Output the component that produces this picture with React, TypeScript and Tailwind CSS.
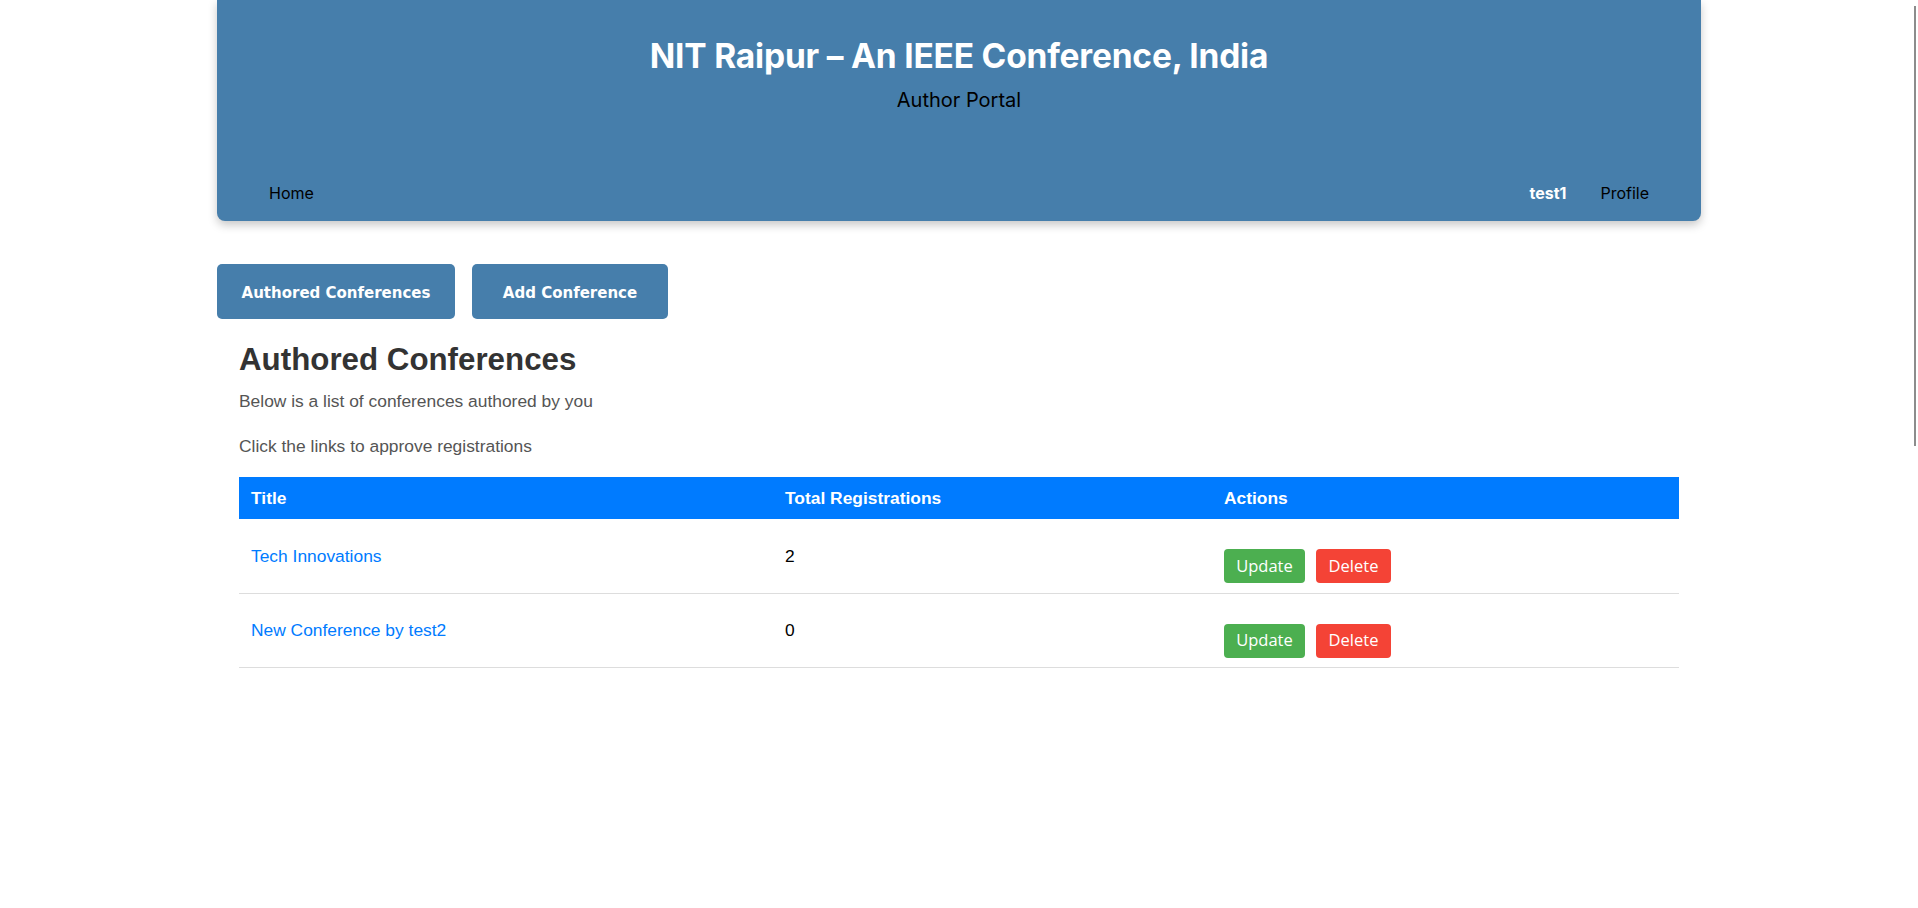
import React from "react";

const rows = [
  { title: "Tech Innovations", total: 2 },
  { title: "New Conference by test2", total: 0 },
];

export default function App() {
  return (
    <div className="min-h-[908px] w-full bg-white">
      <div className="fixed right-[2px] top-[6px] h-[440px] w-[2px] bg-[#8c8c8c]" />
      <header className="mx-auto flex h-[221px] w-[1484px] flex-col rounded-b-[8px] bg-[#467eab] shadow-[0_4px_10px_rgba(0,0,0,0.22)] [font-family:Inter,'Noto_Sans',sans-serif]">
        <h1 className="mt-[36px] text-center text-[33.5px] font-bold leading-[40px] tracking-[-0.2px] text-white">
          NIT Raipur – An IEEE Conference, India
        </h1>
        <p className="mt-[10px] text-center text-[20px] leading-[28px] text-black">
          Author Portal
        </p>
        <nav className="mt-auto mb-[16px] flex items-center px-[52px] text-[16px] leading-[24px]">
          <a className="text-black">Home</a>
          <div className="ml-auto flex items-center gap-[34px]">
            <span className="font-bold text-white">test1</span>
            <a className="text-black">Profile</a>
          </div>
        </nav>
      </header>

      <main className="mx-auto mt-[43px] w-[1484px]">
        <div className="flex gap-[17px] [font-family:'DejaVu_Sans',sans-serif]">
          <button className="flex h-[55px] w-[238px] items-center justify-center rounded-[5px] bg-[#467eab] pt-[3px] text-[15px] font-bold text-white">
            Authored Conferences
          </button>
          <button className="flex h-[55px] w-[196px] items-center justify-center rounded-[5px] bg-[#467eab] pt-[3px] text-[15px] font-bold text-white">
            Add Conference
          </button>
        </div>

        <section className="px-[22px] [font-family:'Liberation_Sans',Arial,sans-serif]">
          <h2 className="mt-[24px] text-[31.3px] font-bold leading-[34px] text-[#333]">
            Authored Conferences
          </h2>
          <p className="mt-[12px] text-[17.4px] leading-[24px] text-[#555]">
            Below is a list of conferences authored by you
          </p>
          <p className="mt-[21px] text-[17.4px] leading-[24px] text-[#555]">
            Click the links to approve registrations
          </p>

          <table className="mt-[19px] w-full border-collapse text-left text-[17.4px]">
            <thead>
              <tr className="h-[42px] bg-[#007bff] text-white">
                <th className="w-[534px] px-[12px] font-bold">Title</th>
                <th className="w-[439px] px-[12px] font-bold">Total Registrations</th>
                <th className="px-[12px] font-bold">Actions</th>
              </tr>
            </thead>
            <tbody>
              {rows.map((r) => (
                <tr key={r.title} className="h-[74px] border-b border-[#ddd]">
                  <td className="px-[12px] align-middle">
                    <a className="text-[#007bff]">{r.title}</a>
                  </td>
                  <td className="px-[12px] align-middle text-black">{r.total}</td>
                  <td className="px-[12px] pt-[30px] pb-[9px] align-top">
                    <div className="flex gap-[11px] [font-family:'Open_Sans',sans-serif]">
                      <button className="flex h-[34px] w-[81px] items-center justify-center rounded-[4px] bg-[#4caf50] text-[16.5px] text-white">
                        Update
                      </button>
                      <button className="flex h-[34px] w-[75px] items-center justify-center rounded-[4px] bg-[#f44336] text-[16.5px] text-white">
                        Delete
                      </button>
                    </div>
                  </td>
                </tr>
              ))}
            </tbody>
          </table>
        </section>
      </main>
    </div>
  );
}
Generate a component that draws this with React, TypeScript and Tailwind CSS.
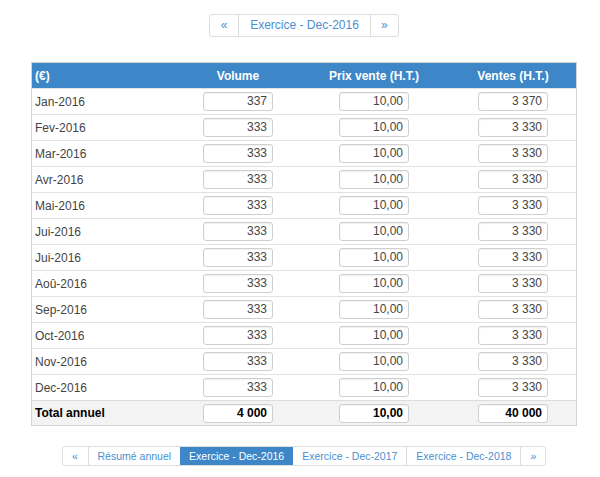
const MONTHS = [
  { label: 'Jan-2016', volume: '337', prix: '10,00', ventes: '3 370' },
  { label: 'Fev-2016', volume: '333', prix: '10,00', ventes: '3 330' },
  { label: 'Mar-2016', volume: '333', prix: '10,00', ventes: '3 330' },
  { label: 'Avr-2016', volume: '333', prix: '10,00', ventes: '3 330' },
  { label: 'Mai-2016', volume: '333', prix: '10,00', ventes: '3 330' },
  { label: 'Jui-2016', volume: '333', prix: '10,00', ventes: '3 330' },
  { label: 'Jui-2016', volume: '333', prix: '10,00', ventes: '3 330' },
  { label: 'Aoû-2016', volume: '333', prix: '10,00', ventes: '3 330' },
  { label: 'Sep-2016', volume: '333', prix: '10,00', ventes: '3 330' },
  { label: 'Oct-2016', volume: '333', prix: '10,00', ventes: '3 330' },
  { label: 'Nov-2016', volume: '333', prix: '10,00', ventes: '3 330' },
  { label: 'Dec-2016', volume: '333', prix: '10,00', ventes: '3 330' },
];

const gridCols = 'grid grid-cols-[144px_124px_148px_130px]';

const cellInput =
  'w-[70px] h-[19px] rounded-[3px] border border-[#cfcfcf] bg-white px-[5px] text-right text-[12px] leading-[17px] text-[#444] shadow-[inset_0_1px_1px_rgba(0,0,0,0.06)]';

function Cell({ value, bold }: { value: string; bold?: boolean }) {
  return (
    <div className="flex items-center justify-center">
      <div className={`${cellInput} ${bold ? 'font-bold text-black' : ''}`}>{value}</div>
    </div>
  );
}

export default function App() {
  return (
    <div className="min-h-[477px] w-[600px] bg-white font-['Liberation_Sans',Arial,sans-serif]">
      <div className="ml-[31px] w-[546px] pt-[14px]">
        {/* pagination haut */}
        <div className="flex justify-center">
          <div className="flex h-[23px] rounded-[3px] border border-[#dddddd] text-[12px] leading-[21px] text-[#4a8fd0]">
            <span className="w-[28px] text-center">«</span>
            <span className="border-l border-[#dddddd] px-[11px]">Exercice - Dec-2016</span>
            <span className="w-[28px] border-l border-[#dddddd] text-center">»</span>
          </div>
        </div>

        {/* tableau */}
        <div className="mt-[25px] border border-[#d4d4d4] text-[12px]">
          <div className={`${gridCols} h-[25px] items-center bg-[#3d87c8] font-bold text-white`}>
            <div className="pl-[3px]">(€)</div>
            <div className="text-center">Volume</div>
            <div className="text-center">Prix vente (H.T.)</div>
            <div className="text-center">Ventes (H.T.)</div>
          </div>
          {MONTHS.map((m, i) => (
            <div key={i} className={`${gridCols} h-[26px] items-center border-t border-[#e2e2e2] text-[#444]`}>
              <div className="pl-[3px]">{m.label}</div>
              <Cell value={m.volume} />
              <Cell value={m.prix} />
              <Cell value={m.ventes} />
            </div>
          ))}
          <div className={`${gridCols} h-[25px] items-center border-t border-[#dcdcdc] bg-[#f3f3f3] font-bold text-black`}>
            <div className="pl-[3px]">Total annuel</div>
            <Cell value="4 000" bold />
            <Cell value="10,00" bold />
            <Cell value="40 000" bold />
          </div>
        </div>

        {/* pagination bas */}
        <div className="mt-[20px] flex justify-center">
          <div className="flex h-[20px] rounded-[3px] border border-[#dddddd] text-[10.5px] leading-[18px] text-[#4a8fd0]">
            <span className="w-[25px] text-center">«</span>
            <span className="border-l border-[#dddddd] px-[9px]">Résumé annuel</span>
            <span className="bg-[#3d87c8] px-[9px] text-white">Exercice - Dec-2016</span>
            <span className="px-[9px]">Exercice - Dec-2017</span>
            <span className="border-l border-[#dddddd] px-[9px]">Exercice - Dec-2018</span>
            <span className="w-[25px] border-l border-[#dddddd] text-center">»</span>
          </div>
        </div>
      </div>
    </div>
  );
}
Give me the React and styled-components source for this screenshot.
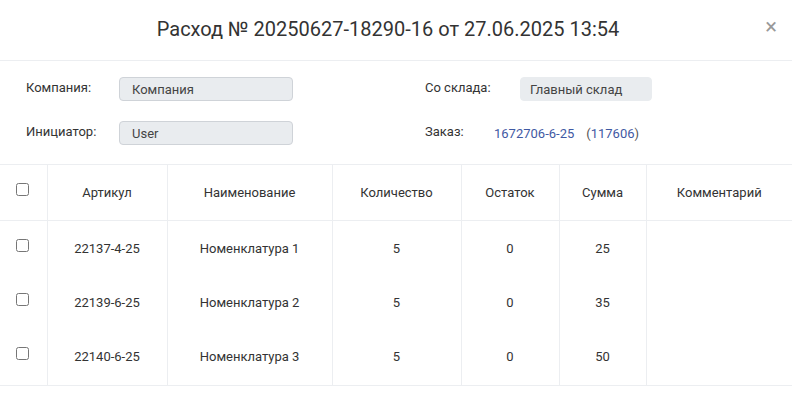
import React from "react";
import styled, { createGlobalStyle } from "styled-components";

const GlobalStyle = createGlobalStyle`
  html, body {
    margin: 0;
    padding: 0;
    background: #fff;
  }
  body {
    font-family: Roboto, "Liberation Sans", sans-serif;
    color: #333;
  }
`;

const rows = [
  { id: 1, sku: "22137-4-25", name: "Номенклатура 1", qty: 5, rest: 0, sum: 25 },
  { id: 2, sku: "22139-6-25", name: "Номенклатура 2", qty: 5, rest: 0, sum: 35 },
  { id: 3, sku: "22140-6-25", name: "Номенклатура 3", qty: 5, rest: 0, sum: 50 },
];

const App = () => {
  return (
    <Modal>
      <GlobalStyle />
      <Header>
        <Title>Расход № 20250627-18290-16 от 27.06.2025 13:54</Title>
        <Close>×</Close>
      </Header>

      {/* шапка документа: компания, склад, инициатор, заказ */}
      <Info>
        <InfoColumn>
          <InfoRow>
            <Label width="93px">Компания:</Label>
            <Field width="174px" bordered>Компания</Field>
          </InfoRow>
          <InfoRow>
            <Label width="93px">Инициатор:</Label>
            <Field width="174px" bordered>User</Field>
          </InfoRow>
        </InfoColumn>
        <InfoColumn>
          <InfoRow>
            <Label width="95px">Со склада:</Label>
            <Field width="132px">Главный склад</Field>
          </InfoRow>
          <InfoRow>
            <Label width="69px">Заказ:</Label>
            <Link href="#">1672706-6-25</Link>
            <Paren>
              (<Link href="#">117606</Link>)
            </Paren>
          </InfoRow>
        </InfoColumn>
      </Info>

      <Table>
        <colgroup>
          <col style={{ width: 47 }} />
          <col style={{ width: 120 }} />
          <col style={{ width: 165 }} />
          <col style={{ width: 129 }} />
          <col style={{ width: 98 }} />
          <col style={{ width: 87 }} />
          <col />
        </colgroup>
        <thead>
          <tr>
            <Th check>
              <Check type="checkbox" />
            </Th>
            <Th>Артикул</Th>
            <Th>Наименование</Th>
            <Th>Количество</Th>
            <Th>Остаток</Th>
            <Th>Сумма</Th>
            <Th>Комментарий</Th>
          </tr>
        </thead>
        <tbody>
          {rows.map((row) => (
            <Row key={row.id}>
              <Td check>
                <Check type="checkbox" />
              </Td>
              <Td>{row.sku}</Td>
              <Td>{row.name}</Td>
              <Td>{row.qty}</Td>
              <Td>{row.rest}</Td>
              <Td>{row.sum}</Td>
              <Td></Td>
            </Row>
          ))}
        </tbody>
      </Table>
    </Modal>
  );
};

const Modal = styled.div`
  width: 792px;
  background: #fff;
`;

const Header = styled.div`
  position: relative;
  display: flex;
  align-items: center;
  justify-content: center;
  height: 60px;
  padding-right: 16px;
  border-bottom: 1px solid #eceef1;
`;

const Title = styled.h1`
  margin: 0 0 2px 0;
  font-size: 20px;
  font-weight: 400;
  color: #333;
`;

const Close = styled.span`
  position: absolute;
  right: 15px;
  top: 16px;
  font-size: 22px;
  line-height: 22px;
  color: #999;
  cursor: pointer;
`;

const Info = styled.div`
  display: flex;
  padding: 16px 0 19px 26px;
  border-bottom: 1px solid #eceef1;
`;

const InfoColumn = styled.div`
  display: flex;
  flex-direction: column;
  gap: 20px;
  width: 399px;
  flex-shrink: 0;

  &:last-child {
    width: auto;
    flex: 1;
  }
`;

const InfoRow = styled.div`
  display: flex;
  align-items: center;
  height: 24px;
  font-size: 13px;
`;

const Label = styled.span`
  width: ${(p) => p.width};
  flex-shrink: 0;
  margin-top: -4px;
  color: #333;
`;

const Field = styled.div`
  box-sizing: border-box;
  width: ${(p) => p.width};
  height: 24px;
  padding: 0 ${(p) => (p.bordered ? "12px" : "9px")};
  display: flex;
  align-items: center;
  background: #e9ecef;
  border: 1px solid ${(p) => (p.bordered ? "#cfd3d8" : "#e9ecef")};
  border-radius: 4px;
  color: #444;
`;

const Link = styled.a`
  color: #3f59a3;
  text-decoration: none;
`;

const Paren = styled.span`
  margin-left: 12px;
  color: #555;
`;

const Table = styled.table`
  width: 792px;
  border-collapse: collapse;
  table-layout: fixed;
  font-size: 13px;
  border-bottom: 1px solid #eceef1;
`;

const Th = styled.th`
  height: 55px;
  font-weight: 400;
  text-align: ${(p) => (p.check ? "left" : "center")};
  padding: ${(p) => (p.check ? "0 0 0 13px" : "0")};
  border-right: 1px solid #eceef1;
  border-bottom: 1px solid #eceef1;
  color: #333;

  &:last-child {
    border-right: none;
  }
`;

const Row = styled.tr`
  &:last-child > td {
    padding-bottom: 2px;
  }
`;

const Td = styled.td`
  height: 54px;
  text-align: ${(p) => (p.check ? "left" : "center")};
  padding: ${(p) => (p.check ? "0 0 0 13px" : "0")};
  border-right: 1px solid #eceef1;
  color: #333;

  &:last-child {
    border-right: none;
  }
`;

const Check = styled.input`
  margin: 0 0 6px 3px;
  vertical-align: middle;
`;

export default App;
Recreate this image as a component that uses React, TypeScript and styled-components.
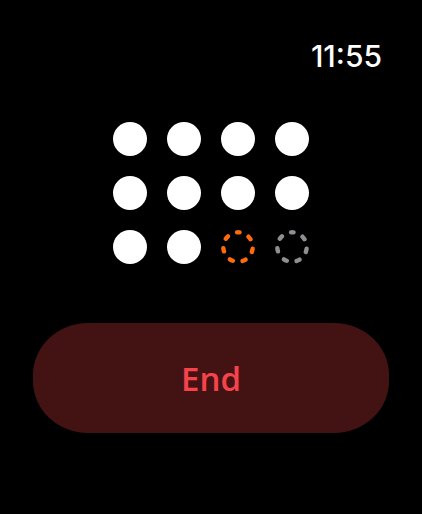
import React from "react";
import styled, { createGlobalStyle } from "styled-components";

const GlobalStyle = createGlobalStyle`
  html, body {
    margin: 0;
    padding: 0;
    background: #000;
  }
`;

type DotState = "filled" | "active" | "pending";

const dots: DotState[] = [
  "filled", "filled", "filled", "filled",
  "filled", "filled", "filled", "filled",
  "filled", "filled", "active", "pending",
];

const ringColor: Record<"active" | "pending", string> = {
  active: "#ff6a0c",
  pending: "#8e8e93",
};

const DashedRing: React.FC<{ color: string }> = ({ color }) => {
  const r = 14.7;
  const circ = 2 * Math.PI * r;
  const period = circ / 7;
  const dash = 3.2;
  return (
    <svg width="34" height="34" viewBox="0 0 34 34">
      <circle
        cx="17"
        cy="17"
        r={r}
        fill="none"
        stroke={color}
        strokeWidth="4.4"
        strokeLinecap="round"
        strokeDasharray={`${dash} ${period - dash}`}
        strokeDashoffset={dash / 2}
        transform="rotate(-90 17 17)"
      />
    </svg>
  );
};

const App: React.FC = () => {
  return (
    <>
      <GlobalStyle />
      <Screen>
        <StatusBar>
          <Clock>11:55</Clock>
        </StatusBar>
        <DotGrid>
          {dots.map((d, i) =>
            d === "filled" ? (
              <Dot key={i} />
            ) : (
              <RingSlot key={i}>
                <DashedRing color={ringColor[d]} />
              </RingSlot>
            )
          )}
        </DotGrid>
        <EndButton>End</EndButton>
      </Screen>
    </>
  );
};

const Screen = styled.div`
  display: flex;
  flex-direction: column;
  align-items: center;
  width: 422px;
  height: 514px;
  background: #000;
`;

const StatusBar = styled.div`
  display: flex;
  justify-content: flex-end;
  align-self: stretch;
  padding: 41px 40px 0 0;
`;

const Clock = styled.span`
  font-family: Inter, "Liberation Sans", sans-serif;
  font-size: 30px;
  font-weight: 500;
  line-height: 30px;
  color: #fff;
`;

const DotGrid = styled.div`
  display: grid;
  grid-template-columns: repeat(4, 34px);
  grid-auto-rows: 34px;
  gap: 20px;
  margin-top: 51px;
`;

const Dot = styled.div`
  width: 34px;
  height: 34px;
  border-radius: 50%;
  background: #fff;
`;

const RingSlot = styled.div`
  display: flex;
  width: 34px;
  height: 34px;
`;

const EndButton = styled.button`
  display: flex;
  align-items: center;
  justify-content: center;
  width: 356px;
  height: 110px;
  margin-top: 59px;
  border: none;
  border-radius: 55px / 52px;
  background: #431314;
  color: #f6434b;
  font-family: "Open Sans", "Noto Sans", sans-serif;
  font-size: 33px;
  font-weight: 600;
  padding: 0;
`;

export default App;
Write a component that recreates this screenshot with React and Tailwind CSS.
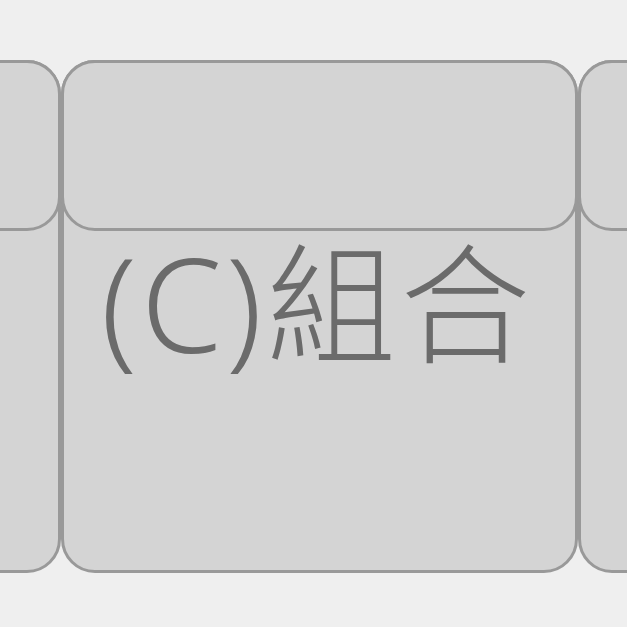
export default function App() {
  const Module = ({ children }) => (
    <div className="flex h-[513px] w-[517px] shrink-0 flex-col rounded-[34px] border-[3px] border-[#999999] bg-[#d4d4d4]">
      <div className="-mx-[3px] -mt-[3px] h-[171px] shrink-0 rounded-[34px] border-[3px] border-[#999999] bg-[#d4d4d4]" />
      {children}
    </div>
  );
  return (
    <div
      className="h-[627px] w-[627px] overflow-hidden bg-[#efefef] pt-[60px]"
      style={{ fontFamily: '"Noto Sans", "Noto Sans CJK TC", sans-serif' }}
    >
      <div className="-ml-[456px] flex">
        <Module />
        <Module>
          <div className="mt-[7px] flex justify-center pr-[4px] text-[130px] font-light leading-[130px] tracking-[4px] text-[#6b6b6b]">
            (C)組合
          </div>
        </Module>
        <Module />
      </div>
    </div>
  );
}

--- The request ---
Leaving out all pictures, set down exactly the lines of the material above, from the line with "Generate a component" to the line with "const gridCols = 'grid" inclusive, and no others.

--- Exercise output ---
Generate a component that draws this with React, TypeScript and Tailwind CSS.
const MONTHS = [
  { label: 'Jan-2016', volume: '337', prix: '10,00', ventes: '3 370' },
  { label: 'Fev-2016', volume: '333', prix: '10,00', ventes: '3 330' },
  { label: 'Mar-2016', volume: '333', prix: '10,00', ventes: '3 330' },
  { label: 'Avr-2016', volume: '333', prix: '10,00', ventes: '3 330' },
  { label: 'Mai-2016', volume: '333', prix: '10,00', ventes: '3 330' },
  { label: 'Jui-2016', volume: '333', prix: '10,00', ventes: '3 330' },
  { label: 'Jui-2016', volume: '333', prix: '10,00', ventes: '3 330' },
  { label: 'Aoû-2016', volume: '333', prix: '10,00', ventes: '3 330' },
  { label: 'Sep-2016', volume: '333', prix: '10,00', ventes: '3 330' },
  { label: 'Oct-2016', volume: '333', prix: '10,00', ventes: '3 330' },
  { label: 'Nov-2016', volume: '333', prix: '10,00', ventes: '3 330' },
  { label: 'Dec-2016', volume: '333', prix: '10,00', ventes: '3 330' },
];

const gridCols = 'grid grid-cols-[144px_124px_148px_130px]';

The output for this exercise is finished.